A search of the public Internet for common NAS devices using the Shodan search engine reveals tens of thousands of devices with public Internet addresses. MacKeeper estimates that about 10% of those are mis-configured – typically able to be accessed without a password using the rsync protocol on port 873.  That’s the same vulnerability that exposed the Air Force data, Dianchenko said. As a result, the problem is likely to extend well beyond the Air Force, affecting personnel in other branches of the military, as well as the civilian government and private sector firms, as well.

“NAS devices are full of unstructured and human generated data that are at risk of falling into the wrong hands,” said Adam Rosen, the Vice President of Data Access Governance at the firm STEALTHbits.

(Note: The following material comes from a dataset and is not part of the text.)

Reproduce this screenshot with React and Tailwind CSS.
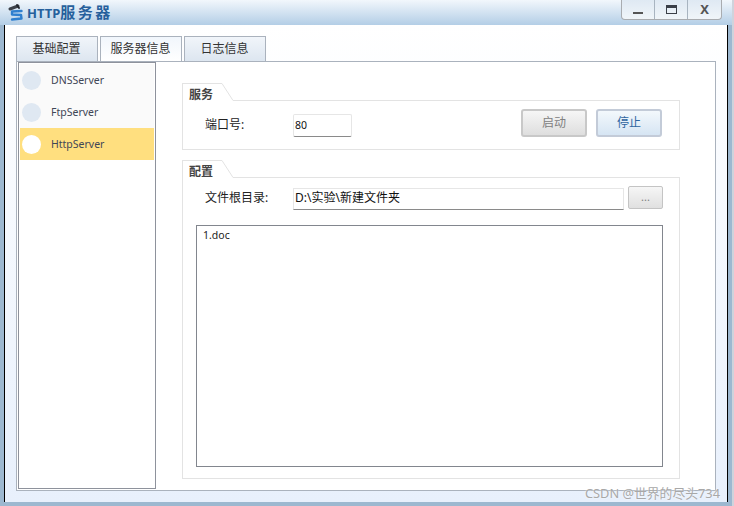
import React from 'react';

const base = '[font-family:"Noto_Sans","Noto_Sans_CJK_SC",sans-serif]';

const Logo = () => (
  <svg width="16" height="20" viewBox="0 0 16 20" fill="none" strokeLinecap="round">
    <path d="M2 6 L10 3" stroke="#3d424a" strokeWidth="3" />
    <path d="M9 2 L11 5" stroke="#23272e" strokeWidth="2" />
    <path d="M13.5 8 L4 8.5 L4 11.5 L13 12 L13.5 15.5 L4 16.5" stroke="#2f7fcf" strokeWidth="2.4" strokeLinejoin="round" />
  </svg>
);

const Server = ({ name, active }) => (
  <div className={`h-8 flex items-center pl-[2px] ${active ? 'bg-[#ffdf7f]' : ''}`}>
    <span className={`w-[19px] h-[19px] rounded-full ${active ? 'bg-white' : 'bg-[#dfe8f2]'}`} />
    <span className="ml-[10px] pt-[1px] text-[10.5px] text-[#3f4656]">{name}</span>
  </div>
);

const Tab = ({ label, active }) => (
  <div
    className={`w-[82px] h-[25px] pr-[1px] border border-b-0 border-[#aab2bd] flex items-center justify-center text-[12px] text-[#333] ${
      active ? 'bg-gradient-to-b from-[#f1f6fc] to-white' : 'bg-gradient-to-b from-[#f1f5fa] to-[#dde6f0]'
    }`}
  >
    {label}
  </div>
);

const Group = ({ title, className, children }) => (
  <div className={`flex flex-col ${className}`}>
    <div className="flex h-[18px] -mb-[1px] relative">
      <div className="w-[40px] h-[18px] bg-white border-t border-l border-[#e3e3e3] pl-[6px] pt-[3px] text-[12px] leading-[15px] font-bold text-[#444]">
        {title}
      </div>
      <svg width="12" height="18" viewBox="0 0 12 18" className="block bg-white">
        <path d="M0 0.5 L11 17.5 L12 17.5" fill="none" stroke="#e3e3e3" />
      </svg>
    </div>
    <div className="flex-1 border border-[#e3e3e3]">{children}</div>
  </div>
);

const WinButton = ({ children, last }) => (
  <div className={`w-[33px] flex items-center justify-center ${last ? '' : 'border-r border-[#a8b4c0]'}`}>{children}</div>
);

export default function App() {
  return (
    <div className={`${base} relative w-[734px] h-[506px] overflow-hidden flex flex-col bg-[#9db8d0] border-r-2 border-[#cfd3dc]`}>
      {/* title bar */}
      <div className="h-[25px] shrink-0 flex bg-gradient-to-b from-[#f2f7fc] to-[#b3cee6]">
        <div className="pl-[8px] pt-[3px]">
          <Logo />
        </div>
        <div className="ml-[3px] pt-[3px] text-[13px] leading-[18px] font-bold text-[#26609c]">
          HTTP<span className="text-[15px] tracking-[2.5px]">服务器</span>
        </div>
        <div className="ml-auto mr-[10px] h-[20px] flex border border-t-0 border-[#a9acb0] rounded-b-[4px] bg-gradient-to-b from-[#dfe9f3] to-[#f0f5f9]">
          <WinButton><span className="block w-[10px] h-[2px] mt-[7px] bg-[#555]" /></WinButton>
          <WinButton><span className="block w-[11px] h-[9px] border border-t-[3px] border-[#3a3f48]" /></WinButton>
          <WinButton last><span className="text-[13px] leading-none font-bold text-[#555]">X</span></WinButton>
        </div>
      </div>

      {/* client area */}
      <div className="flex-1 min-h-0 flex ml-[4px] mr-[4px] mb-[4px] border-l border-r border-black bg-gradient-to-b from-white to-[#e8f0fc]">
        <div className="flex-1 min-w-0 flex flex-col px-[11px]">
          <div className="flex gap-[2px] mt-[11px] shrink-0">
            <Tab label="基础配置" />
            <Tab label="服务器信息" active />
            <Tab label="日志信息" />
          </div>
          <div className="h-[430px] shrink-0 flex bg-white border border-[#aab2bd] pl-[1px]">
            {/* server list */}
            <div className="w-[138px] h-[427px] border border-[#8e929c] p-[1px] bg-white">
              <div className="h-[96px] bg-[#fafafa]">
                <Server name="DNSServer" />
                <Server name="FtpServer" />
                <Server name="HttpServer" active />
              </div>
            </div>

            {/* detail */}
            <div className="ml-[26px] mt-[21px] w-[498px] flex flex-col">
              <Group title="服务" className="h-[67px]">
                <div className="flex items-start pl-[22px] pr-[17px]">
                  <span className="w-[88px] mt-[15px] text-[12px] leading-[18px] text-[#222]">端口号:</span>
                  <div className="w-[59px] h-[23px] mt-[13px] border border-[#e6e6e6] border-b-[#8a8a8a] rounded-[2px] pl-[1px] text-[10.5px] leading-[21px] text-[#111]">80</div>
                  <button className="ml-auto mt-[8px] w-[66px] h-[28px] border-2 border-[#c8c8c8] rounded-[3px] bg-gradient-to-b from-[#f6f6f6] to-[#dedede] text-[12px] text-[#808080]">启动</button>
                  <button className="ml-[9px] mt-[8px] w-[66px] h-[28px] border-2 border-[#c3cbd8] rounded-[3px] bg-gradient-to-b from-[#f3f8fc] to-[#d6e5f3] text-[12px] text-[#2f659f]">停止</button>
                </div>
              </Group>
              <Group title="配置" className="h-[319px] mt-[10px]">
                <div className="pl-[13px] pr-[16px]">
                  <div className="flex items-start mt-[10px]">
                    <span className="pl-[9px] w-[97px] mt-[1px] text-[12px] leading-[18px] text-[#222]">文件根目录:</span>
                    <div className="w-[331px] h-[22px] border border-[#e6e6e6] border-b-[#8a8a8a] pl-[1px] text-[12px] leading-[18px] text-[#111]">D:\实验\新建文件夹</div>
                    <button className="ml-[4px] -mt-[2px] w-[35px] h-[23px] border border-[#c4c4c4] rounded-[2px] bg-gradient-to-b from-[#f6f6f6] to-[#e0e0e0] text-[11px] text-[#808080]">...</button>
                  </div>
                  <div className="w-[467px] h-[242px] mt-[15px] border border-[#82868e] pl-[6px] pt-[1px] text-[10.5px] leading-[16px] text-[#222]">1.doc</div>
                </div>
              </Group>
            </div>
          </div>
        </div>
      </div>

      {/* watermark */}
      <span className="absolute left-[585px] top-[486px] text-[12.8px] leading-[14px] whitespace-nowrap text-[#a8a8a8] [text-shadow:0_0_2px_#fff]">CSDN @世界的尽头734</span>
    </div>
  );
}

Companies frequently give employees too-liberal access to sensitive data. That data ends up on their work device and, by way of “shadow” IT like cloud based backup services and home NAS devices, it ends up slipping from the company’s control. The leaks are unintentional, but still damaging, he said.

“Inadvertent mishandling of sensitive information is one of the most common things we encounter,” Rosen told The Security Ledger. “Most organizations do not have right controls in place. We see this all the time — more than we should.”